## Your goal
Tell how many lines include the string "TypeScript". Answer with a single number.

━━━━━ Record excerpts

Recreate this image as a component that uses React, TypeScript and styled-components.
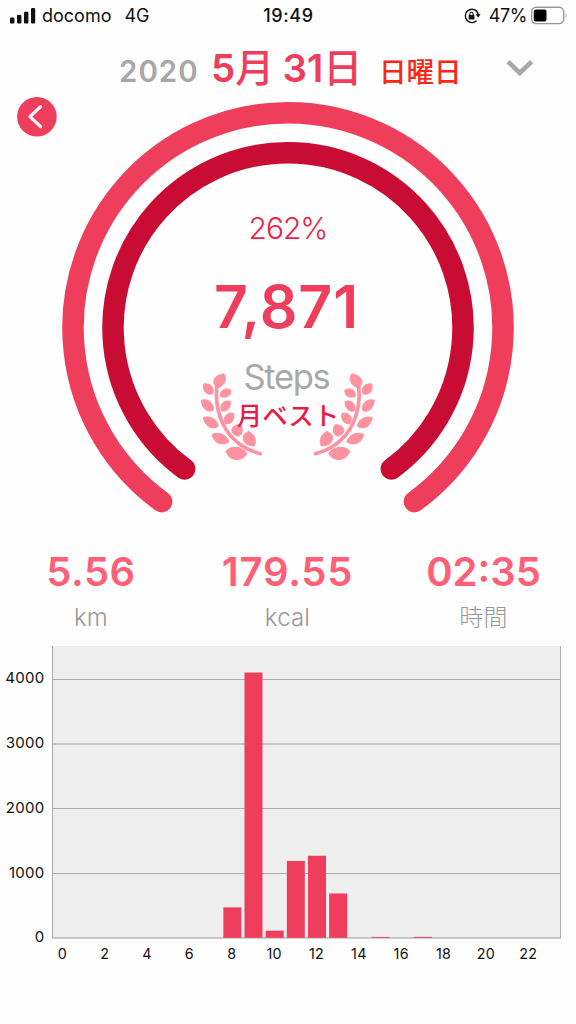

━━━━━━━━━━
━━━━━ Record excerpts

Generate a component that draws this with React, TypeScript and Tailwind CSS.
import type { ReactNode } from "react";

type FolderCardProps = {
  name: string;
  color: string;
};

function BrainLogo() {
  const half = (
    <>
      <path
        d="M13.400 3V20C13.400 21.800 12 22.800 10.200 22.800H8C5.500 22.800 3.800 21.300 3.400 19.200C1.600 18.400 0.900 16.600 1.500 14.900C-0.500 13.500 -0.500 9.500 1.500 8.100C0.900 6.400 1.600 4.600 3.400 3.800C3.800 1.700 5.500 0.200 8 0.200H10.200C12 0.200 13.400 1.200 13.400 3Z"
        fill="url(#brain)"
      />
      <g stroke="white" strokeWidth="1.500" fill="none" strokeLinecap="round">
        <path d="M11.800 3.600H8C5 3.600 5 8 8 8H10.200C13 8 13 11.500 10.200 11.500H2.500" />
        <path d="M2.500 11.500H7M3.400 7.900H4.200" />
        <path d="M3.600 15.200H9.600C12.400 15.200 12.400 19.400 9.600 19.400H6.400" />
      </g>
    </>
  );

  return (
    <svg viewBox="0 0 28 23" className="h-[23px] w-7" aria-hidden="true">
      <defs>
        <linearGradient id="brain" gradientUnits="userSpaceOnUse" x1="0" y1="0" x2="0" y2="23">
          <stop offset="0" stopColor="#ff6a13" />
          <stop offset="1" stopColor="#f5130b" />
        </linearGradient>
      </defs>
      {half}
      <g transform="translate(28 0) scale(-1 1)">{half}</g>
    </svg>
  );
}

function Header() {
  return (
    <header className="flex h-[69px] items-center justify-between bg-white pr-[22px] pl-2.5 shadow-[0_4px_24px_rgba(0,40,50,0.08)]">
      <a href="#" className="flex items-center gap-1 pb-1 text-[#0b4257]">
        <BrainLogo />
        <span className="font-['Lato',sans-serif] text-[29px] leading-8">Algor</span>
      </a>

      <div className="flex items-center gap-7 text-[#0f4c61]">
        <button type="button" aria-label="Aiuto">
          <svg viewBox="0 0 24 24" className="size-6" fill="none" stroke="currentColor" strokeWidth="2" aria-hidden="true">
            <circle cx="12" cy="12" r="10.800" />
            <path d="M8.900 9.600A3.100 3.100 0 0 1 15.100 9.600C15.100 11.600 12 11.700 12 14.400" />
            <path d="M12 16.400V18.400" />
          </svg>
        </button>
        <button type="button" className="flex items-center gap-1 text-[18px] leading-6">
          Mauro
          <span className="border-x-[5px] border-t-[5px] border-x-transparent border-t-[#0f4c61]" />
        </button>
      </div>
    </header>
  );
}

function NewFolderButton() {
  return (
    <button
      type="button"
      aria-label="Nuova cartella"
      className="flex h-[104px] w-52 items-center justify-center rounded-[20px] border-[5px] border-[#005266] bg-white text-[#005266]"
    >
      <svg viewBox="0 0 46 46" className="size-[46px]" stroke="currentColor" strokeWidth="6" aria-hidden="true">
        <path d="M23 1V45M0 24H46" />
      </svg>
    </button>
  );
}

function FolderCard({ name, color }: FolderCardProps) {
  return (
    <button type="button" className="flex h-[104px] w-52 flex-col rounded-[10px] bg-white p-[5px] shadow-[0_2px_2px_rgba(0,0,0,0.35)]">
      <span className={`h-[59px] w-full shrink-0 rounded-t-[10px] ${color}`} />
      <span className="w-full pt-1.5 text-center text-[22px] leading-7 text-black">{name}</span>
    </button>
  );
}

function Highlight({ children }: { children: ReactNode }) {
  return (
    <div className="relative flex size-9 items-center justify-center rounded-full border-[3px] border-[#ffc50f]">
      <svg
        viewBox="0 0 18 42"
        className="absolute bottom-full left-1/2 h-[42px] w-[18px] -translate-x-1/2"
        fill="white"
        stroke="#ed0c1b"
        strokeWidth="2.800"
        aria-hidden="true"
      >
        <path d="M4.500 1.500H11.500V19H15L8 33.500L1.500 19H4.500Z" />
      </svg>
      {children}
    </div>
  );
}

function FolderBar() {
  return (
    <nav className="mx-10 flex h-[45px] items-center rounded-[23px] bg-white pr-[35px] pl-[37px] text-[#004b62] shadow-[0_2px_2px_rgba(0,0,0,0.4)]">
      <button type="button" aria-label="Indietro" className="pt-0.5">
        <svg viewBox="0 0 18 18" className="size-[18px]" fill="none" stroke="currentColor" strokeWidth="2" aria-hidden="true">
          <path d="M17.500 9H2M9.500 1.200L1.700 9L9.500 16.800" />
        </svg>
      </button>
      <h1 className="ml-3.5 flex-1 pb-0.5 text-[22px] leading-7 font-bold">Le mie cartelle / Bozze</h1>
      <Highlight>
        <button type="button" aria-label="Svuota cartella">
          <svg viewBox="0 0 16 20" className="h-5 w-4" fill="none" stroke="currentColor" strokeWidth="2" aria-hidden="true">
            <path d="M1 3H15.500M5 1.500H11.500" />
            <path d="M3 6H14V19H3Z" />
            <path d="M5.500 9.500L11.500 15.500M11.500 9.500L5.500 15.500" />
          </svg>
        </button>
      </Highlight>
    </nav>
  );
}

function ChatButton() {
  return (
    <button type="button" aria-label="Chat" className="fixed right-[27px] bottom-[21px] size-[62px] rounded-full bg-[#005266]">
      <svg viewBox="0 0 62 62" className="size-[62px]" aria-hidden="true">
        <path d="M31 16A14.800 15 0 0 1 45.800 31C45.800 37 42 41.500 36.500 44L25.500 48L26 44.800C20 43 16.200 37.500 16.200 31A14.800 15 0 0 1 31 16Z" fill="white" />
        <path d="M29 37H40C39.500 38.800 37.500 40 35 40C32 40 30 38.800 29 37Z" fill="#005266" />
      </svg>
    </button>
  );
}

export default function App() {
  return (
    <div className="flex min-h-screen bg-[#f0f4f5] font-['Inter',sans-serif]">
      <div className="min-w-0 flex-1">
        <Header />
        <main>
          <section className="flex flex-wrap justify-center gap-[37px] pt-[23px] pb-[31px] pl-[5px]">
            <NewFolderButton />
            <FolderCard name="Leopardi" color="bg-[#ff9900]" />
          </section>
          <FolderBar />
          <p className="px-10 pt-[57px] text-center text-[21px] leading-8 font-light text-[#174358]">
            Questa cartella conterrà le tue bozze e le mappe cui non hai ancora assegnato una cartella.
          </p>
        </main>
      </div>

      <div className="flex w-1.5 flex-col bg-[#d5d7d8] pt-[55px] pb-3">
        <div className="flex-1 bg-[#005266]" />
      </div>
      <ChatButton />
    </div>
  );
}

━━━━━━━━━━

## Answer to this exercise
2